When network is sufficient? (crash test router)

tachyontec · January 22, 2023, 1:24pm

It seems to be a problem for a lot of people starting their way with a large disk like 8TB ,
going really well in the beginning but after a while they have network problems, or disk problems etc,
and then they realise that their network maybe is not sufficient to handle all the storj loads, or even the disk sometimes…

Is there any way to check the network and the device if it is capable of transferring that large amounts of data, that will have in the long term?

Speedtest cannot really do that because it transfers really small data packets compared to storj nodes,
but is there any way to check that ?

For instance we could take an average from other nodes, and see what’s the bandwidth needed for a specific amount of disk space. Because a disk with 8TB will have a lot more uploads,downloads than a 1TB disk.

We could simulate that, by uploading and downloading big amounts of data, and also write them on the disk, so we could check how much it can handle, and if our disk and network are sufficient for the needs of storj.

I tried to find something like this online, without any luck, i am sorry if something like this already exists, but if it’s not i am just dropping it as a suggestion

zolbarna · January 22, 2023, 2:57pm

Disk problems?
Network problems?

Can you be more specific?

I’m a node operator having a 1T 4T 8T nodes. The amount of data/second never reached a point where the network/disk I/O should be a bottleneck.

Toyoo · January 22, 2023, 4:03pm

From what I observe, there are four types of network bottlenecks for Storj.

Latency to customers. If you’re “close” to many customers, then you’ll win more races, filling your storage faster and getting more downloads. You can’t control the actual geographical distance, but you may control what ISP you are using—maybe some ISPs are better connected than others. Your local network topology will impact latency, e.g. Ethernet is better than WiFi, and WiFi is (from my experiments) better than networking over powerlines. Your routers and switches may also impact latency if they’re of low grade. You can measure latency to your ISP.

Ingress bandwidth. I think I haven’t seen ingress bigger than around 3 MB/s yet, and these were short peaks anyway. This is per IP /24 block, with a small increase if you have both a vetted and an unvetted node within your network. If your ISP gives you 100 Mbps or more, you shouldn’t worry. Speedtest is probably good enough here.

Egress bandwidth. Again, around 3 MB/s short-term peaks was the highest I observed so far. Egress depends on what kind of data you store, so it’s more difficult to define how it scales. New data is usually downloaded more often than old data, but I do have one node that is full for many months now, but constantly gives pretty good egress revenue. Again, speedtest will give you a good number here.
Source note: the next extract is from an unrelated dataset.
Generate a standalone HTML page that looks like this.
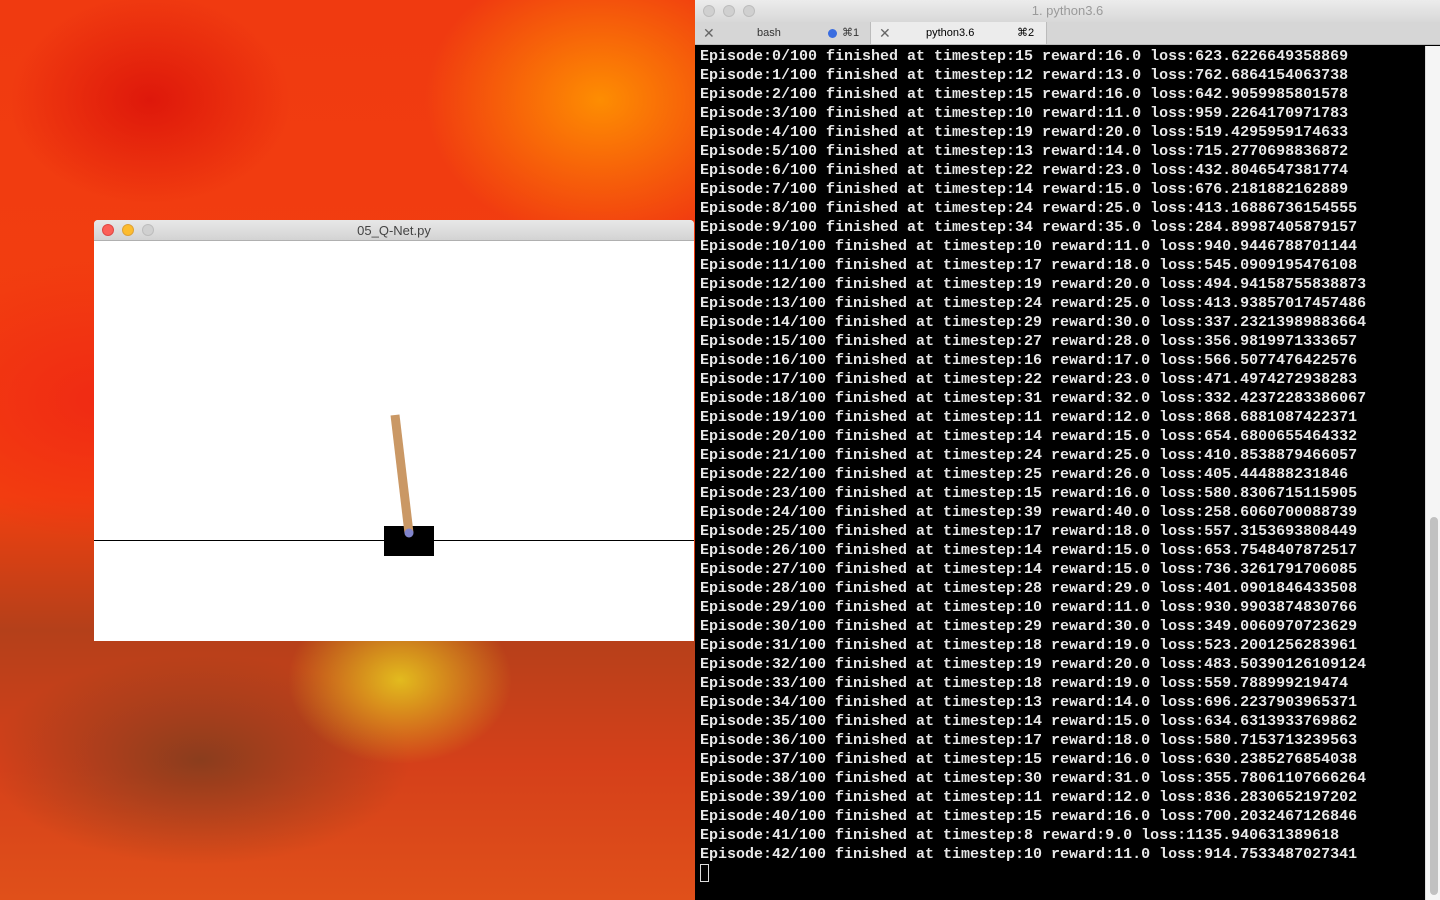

Number of concurrent TCP/UDP connections. Something I learned the hard way, my old router was restarting every few hours during traffic peaks because its routing tables filled too quickly. Probably the easiest way to test this is to try to download a high-traffic torrent file and check if it kills your router

Regarding the device, there are two interesting metrics here, kinda related though. One is sustained write IOPS measured at the file system level, another is operations on directories with large number of files. SMR drives are worse than CMR drives, btrfs is worse than ext4, checksums and parity schemes often degrade performance, write caches help. Having more RAM for caching direntries and inodes helps. Moving databases to separate storage helps. Disabling synchronous writes should help. Probably a tool like filebench would be of use here, though I have no idea what would be the thresholds to achieve, and a realistic test would take many days.

This is roughly a synthesis of common forum posts. Probably not comprehensive, but should be a good start.